### Information shown
┏━━

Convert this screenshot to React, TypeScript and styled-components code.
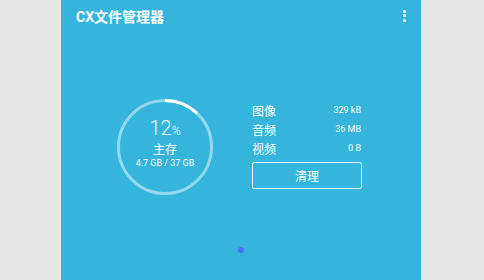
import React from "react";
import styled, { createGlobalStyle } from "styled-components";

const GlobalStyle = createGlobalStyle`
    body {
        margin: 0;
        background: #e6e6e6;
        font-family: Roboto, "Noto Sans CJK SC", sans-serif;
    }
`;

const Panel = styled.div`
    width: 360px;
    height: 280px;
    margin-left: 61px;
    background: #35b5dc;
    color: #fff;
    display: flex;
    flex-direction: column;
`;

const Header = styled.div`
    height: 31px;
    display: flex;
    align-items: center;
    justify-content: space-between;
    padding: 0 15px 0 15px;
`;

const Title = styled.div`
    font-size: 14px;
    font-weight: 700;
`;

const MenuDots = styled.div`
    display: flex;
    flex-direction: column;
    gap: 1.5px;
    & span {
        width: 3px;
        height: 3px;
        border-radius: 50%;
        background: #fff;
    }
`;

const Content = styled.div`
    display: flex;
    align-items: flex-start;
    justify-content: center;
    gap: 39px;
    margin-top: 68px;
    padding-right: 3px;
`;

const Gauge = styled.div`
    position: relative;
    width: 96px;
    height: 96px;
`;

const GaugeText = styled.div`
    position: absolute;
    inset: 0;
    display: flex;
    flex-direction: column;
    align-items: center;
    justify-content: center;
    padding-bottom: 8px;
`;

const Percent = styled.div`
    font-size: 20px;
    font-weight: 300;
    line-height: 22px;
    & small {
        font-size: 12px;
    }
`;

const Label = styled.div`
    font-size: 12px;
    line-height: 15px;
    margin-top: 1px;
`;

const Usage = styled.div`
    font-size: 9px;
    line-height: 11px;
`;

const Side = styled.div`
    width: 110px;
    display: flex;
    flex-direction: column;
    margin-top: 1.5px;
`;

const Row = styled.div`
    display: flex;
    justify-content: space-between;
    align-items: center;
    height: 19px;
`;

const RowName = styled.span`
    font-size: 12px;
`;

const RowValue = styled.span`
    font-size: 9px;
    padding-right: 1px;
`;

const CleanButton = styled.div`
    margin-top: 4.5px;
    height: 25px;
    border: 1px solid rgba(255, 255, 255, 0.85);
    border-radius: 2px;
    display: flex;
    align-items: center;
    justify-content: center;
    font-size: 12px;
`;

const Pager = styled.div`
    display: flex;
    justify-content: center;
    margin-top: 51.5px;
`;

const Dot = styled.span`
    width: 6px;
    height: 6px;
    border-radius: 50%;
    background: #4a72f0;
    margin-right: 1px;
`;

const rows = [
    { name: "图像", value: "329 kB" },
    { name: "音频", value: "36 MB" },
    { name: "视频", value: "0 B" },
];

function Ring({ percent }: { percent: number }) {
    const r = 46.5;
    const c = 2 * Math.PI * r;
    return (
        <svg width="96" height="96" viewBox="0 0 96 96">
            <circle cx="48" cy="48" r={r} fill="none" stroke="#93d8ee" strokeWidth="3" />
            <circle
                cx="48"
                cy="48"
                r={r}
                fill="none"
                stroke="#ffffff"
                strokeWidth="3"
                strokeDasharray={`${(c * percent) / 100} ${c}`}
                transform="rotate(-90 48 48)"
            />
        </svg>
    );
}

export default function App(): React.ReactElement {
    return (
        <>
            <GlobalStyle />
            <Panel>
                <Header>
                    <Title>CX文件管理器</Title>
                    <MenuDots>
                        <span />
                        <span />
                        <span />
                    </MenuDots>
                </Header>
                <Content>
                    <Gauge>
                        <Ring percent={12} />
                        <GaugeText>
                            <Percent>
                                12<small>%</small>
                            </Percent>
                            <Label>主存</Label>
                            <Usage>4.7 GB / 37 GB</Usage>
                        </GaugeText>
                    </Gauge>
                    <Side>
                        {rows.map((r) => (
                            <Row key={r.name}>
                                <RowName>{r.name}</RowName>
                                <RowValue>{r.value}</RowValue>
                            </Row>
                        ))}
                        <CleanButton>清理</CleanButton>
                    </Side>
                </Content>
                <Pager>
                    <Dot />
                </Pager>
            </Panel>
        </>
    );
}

┗━━

### Exercise aim
Every line that holds the word "React" should be extracted.

### Result of the exercise
Convert this screenshot to React, TypeScript and styled-components code.
import React from "react";
export default function App(): React.ReactElement {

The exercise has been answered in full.